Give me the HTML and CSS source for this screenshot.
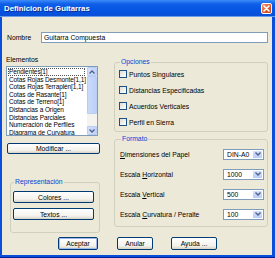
FILE: index.html
```html
<!DOCTYPE html>
<html lang="es">
<head>
    <meta charset="UTF-8">
    <title>Definicion de Guitarras</title>
    <link rel="stylesheet" href="styles.css">
</head>
<body>
<div class="window">
    <div class="titlebar">
        <span class="title">Definicion de Guitarras</span>
        <span class="close">
            <svg width="9" height="9" viewBox="0 0 9 9"><path d="M2 2 L7 7 M7 2 L2 7" stroke="#fff" stroke-width="1.6" stroke-linecap="round"/></svg>
        </span>
    </div>
    <div class="client">
        <!-- Nombre -->
        <div class="name-row">
            <span class="name-label">Nombre</span>
            <div class="textbox">Guitarra Compuesta</div>
        </div>

        <div class="main">
            <div class="left">
                <div class="caption">Elementos</div>
                <div class="listbox">
                    <ul class="items">
                        <li class="focused">Pendientes[1]</li>
                        <li>Cotas Rojas Desmonte[1,1]</li>
                        <li>Cotas Rojas Terraplén[1,1]</li>
                        <li>Cotas de Rasante[1]</li>
                        <li>Cotas de Terreno[1]</li>
                        <li>Distancias a Origen</li>
                        <li>Distancias Parciales</li>
                        <li>Numeración de Perfiles</li>
                        <li>Diagrama de Curvatura</li>
                    </ul>
                    <div class="vscroll">
                        <span class="sb-btn"><svg width="6" height="4" viewBox="0 0 6 4"><path d="M0.5 3.5 L3 1 L5.5 3.5" fill="none" stroke="#4D6185" stroke-width="1.3"/></svg></span>
                        <span class="sb-thumb"></span>
                        <span class="sb-track"></span>
                        <span class="sb-btn"><svg width="6" height="4" viewBox="0 0 6 4"><path d="M0.5 0.5 L3 3 L5.5 0.5" fill="none" stroke="#4D6185" stroke-width="1.3"/></svg></span>
                    </div>
                </div>
                <button class="btn modify">Modificar ...</button>

                <fieldset class="group repr">
                    <legend>Representación</legend>
                    <button class="btn">Colores ...</button>
                    <button class="btn">Textos ...</button>
                </fieldset>
            </div>

            <div class="right">
                <fieldset class="group options">
                    <legend>Opciones</legend>
                    <div class="check-row"><span class="checkbox"></span>Puntos Singulares</div>
                    <div class="check-row"><span class="checkbox"></span>Distancias Especificadas</div>
                    <div class="check-row"><span class="checkbox"></span>Acuerdos Verticales</div>
                    <div class="check-row"><span class="checkbox"></span>Perfil en Sierra</div>
                </fieldset>

                <fieldset class="group format">
                    <legend>Formato</legend>
                    <div class="field-row">
                        <span><u>D</u>imensiones del Papel</span>
                        <div class="combo"><span class="value">DIN-A0</span><span class="drop"><svg width="6" height="4" viewBox="0 0 6 4"><path d="M0.5 0.5 L3 3 L5.5 0.5" fill="none" stroke="#4D6185" stroke-width="1.3"/></svg></span></div>
                    </div>
                    <div class="field-row">
                        <span>Escala <u>H</u>orizontal</span>
                        <div class="combo"><span class="value">1000</span><span class="drop"><svg width="6" height="4" viewBox="0 0 6 4"><path d="M0.5 0.5 L3 3 L5.5 0.5" fill="none" stroke="#4D6185" stroke-width="1.3"/></svg></span></div>
                    </div>
                    <div class="field-row">
                        <span>Escala <u>V</u>ertical</span>
                        <div class="combo"><span class="value">500</span><span class="drop"><svg width="6" height="4" viewBox="0 0 6 4"><path d="M0.5 0.5 L3 3 L5.5 0.5" fill="none" stroke="#4D6185" stroke-width="1.3"/></svg></span></div>
                    </div>
                    <div class="field-row">
                        <span>Escala <u>C</u>urvatura / Peralte</span>
                        <div class="combo"><span class="value">100</span><span class="drop"><svg width="6" height="4" viewBox="0 0 6 4"><path d="M0.5 0.5 L3 3 L5.5 0.5" fill="none" stroke="#4D6185" stroke-width="1.3"/></svg></span></div>
                    </div>
                </fieldset>
            </div>
        </div>

        <!-- Botones -->
        <div class="actions">
            <button class="btn default accept">Aceptar</button>
            <button class="btn cancel">Anular</button>
            <button class="btn help">Ayuda ...</button>
        </div>
    </div>
</div>
</body>
</html>
```

FILE: styles.css
```css
body {
    margin: 0;
    font-family: "Liberation Sans", Arial, sans-serif;
    font-size: 6.8px;
    color: #000;
    background-color: #fff;
}
.window {
    width: 275px;
    height: 258px;
    box-sizing: border-box;
    display: flex;
    flex-direction: column;
    background-color: #0A4FDB;
    padding: 0 3px 3px 2px;
    box-shadow: inset 0 -1px 0 #00209A;
}
.titlebar {
    height: 17px;
    margin: 0 -3px 0 -2px;
    padding: 0 3px 0 4px;
    display: flex;
    align-items: center;
    justify-content: space-between;
    background: linear-gradient(#3C8CF8 0%, #0F5EE8 25%, #0453E2 70%, #0A4ED6 100%);
    border-bottom: 1px solid #6C9CEC;
    box-sizing: border-box;
}
.title {
    color: #fff;
    font-weight: bold;
    font-size: 7.8px;
    text-shadow: 1px 1px #0B2C8C;
}
.close {
    width: 11px;
    height: 11px;
    box-sizing: border-box;
    border: 1px solid #fff;
    border-radius: 2px;
    background: linear-gradient(135deg, #F2987A, #E25A2A 55%, #C8431C);
    display: flex;
    align-items: center;
    justify-content: center;
}
.client {
    flex: 1;
    background-color: #ECE9D8;
    padding: 15px 4px 5px 4px;
    display: flex;
    flex-direction: column;
}
.name-row {
    display: flex;
    align-items: center;
    height: 11px;
}
.name-label {
    width: 34px;
    padding-left: 1px;
}
.textbox {
    flex: 1;
    height: 11px;
    box-sizing: border-box;
    border: 1px solid #7F9DB9;
    background-color: #fff;
    padding: 0 2px;
    line-height: 9px;
}
.main {
    display: flex;
    gap: 14px;
}
.left {
    width: 94px;
    display: flex;
    flex-direction: column;
}
.right {
    width: 154px;
    display: flex;
    flex-direction: column;
}
.caption {
    margin-top: 13px;
    height: 8px;
    line-height: 8px;
}
.listbox {
    margin-top: 2px;
    width: 92px;
    height: 70px;
    box-sizing: border-box;
    border: 1px solid #7F9DB9;
    background-color: #fff;
    display: flex;
}
.items {
    flex: 1;
    list-style: none;
    margin: 0;
    padding: 1px 0 1px 1px;
    font-size: 6.5px;
    line-height: 7.6px;
    letter-spacing: -0.1px;
    white-space: nowrap;
    overflow: hidden;
}
.items li {
    padding-left: 1px;
}
.items li.focused {
    outline: 1px dotted #555;
    outline-offset: -1px;
    width: 76px;
}
.vscroll {
    width: 10px;
    flex-shrink: 0;
    display: flex;
    flex-direction: column;
    background-color: #F4F3EE;
}
.sb-btn {
    height: 9px;
    box-sizing: border-box;
    border: 1px solid #B8CCF4;
    border-radius: 1px;
    background: linear-gradient(90deg, #D3E0FC, #C0D2FA);
    display: flex;
    align-items: center;
    justify-content: center;
}
.sb-thumb {
    height: 38px;
    box-sizing: border-box;
    border: 1px solid #B8CCF4;
    border-radius: 1px;
    background: linear-gradient(90deg, #CADAFB, #BCD0F9);
}
.sb-track {
    flex: 1;
}
.btn {
    font-family: "Liberation Sans", Arial, sans-serif;
    font-size: 6.8px;
    color: #000;
    height: 11px;
    padding: 0;
    box-sizing: border-box;
    border: 1px solid #003C74;
    border-radius: 2px;
    background: linear-gradient(#FFFFFF, #F3F2EC 70%, #D8D2C6);
    line-height: 9px;
    cursor: pointer;
}
.modify {
    margin-top: 7px;
    margin-left: 1px;
    width: 93px;
}
.group {
    margin: 0;
    border: 1px solid #D0D0BF;
    border-radius: 3px;
    box-sizing: border-box;
}
.group legend {
    color: #0046D5;
    padding: 0 1px;
    line-height: 8px;
    margin-left: 1px;
}
.repr {
    margin-top: 24px;
    margin-left: 4px;
    width: 90px;
    padding: 5px 5px 12px 2px;
    display: flex;
    flex-direction: column;
    gap: 5px;
}
.repr .btn {
    width: 81px;
    height: 12px;
}
.options {
    margin-top: 15px;
    padding: 0 3px 1px 4px;
}
.check-row {
    height: 16px;
    display: flex;
    align-items: center;
    gap: 2px;
}
.checkbox {
    width: 8px;
    height: 8px;
    box-sizing: border-box;
    border: 1px solid #1C5180;
    background: linear-gradient(135deg, #DCDCD7, #FFFFFF);
}
.format {
    margin-top: 3px;
    padding: 1px 3px 2px 5px;
}
.field-row {
    height: 20px;
    display: flex;
    align-items: center;
    justify-content: space-between;
}
.combo {
    width: 41px;
    height: 11px;
    box-sizing: border-box;
    border: 1px solid #7F9DB9;
    background-color: #fff;
    display: flex;
    align-items: stretch;
}
.combo .value {
    flex: 1;
    padding-left: 3px;
    line-height: 9px;
}
.combo .drop {
    width: 9px;
    border: 1px solid #fff;
    border-radius: 1px;
    background: linear-gradient(#D6E2FC, #B9CDF9);
    display: flex;
    align-items: center;
    justify-content: center;
}
.actions {
    margin-top: auto;
    display: flex;
    padding-left: 52px;
}
.actions .btn {
    height: 13px;
}
.accept {
    width: 40px;
}
.cancel {
    width: 36px;
    margin-left: 19px;
}
.help {
    width: 46px;
    margin-left: 18px;
}
.default {
    box-shadow: inset 0 0 0 1px #9EB8EE;
}
```
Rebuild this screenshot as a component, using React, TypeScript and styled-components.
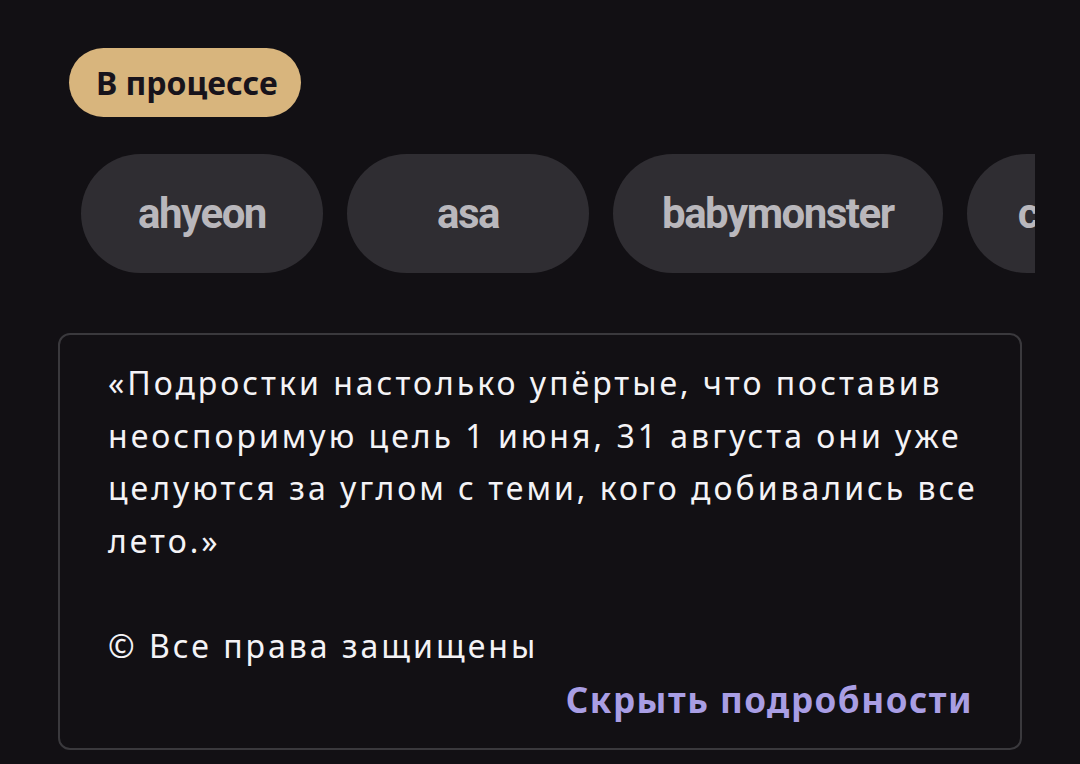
import React from "react";
import styled, { createGlobalStyle } from "styled-components";

const GlobalStyle = createGlobalStyle`
  html, body {
    margin: 0;
    padding: 0;
    background: #121014;
  }
  body {
    font-family: "Noto Sans", "Open Sans", sans-serif;
    color: #f4f3f6;
  }
`;

const Page = styled.div`
  width: 1080px;
  height: 764px;
  overflow: hidden;
  box-sizing: border-box;
  padding: 48px 58px 0 58px;
  display: flex;
  flex-direction: column;
`;

const StatusBadge = styled.div`
  align-self: flex-start;
  margin-left: 11px;
  height: 69px;
  padding: 0 23px 0 27px;
  display: flex;
  align-items: center;
  border-radius: 999px;
  background: #d8b57d;
  color: #17131b;
  font-family: "Noto Sans", sans-serif;
  font-weight: 700;
  font-size: 32px;
`;

const TagStrip = styled.div`
  margin: 37px 0 0 23px;
  width: 954px;
  display: flex;
  gap: 24px;
  overflow: hidden;
`;

const Tag = styled.div`
  flex: none;
  min-width: 242px;
  height: 119px;
  box-sizing: border-box;
  padding: 0 49px;
  display: flex;
  align-items: center;
  justify-content: center;
  border-radius: 999px;
  background: #2f2d32;
  color: #b9b7bc;
  font-family: Roboto, sans-serif;
  font-weight: 700;
  font-size: 42px;
  letter-spacing: -1.5px;
`;

const Card = styled.div`
  margin-top: 60px;
  width: 964px;
  box-sizing: border-box;
  border: 2px solid #3a393d;
  border-radius: 12px;
  padding: 22px 32px 22px 48px;
  display: flex;
  flex-direction: column;
`;

const Quote = styled.p`
  margin: 0;
  white-space: pre-wrap;
  font-size: 32px;
  line-height: 52.5px;
  letter-spacing: 3px;
  color: #f4f3f6;
`;

const HideLink = styled.button`
  align-self: flex-end;
  margin: 2px 15px 0 0;
  padding: 0;
  border: none;
  background: none;
  cursor: pointer;
  font-family: "Noto Sans", sans-serif;
  font-weight: 700;
  font-size: 35px;
  line-height: 52px;
  letter-spacing: 1.5px;
  color: #a99ee4;
`;

const tags = ["ahyeon", "asa", "babymonster", "chiquita"];

const quote =
  "«Подростки настолько упёртые, что поставив неоспоримую цель 1 июня, 31 августа они уже целуются за углом с теми, кого добивались все лето.»\n\n© Все права защищены";

export default function App() {
  return (
    <>
      <GlobalStyle />
      <Page>
        <StatusBadge>В процессе</StatusBadge>
        <TagStrip>
          {tags.map((t) => (
            <Tag key={t}>{t}</Tag>
          ))}
        </TagStrip>
        <Card>
          <Quote>{quote}</Quote>
          <HideLink>Скрыть подробности</HideLink>
        </Card>
      </Page>
    </>
  );
}
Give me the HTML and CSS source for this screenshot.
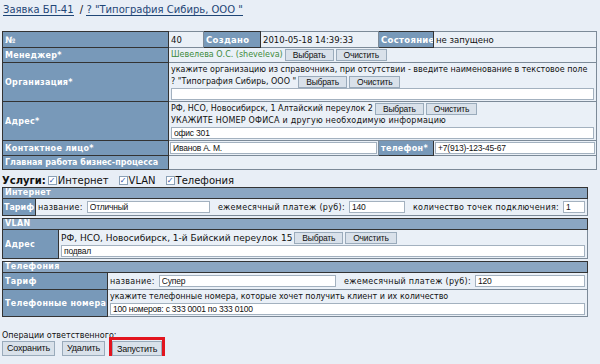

▶ Stated exercise
Report only the number of lines in the listing that contain the word "components".

▶ Response to the exercise
2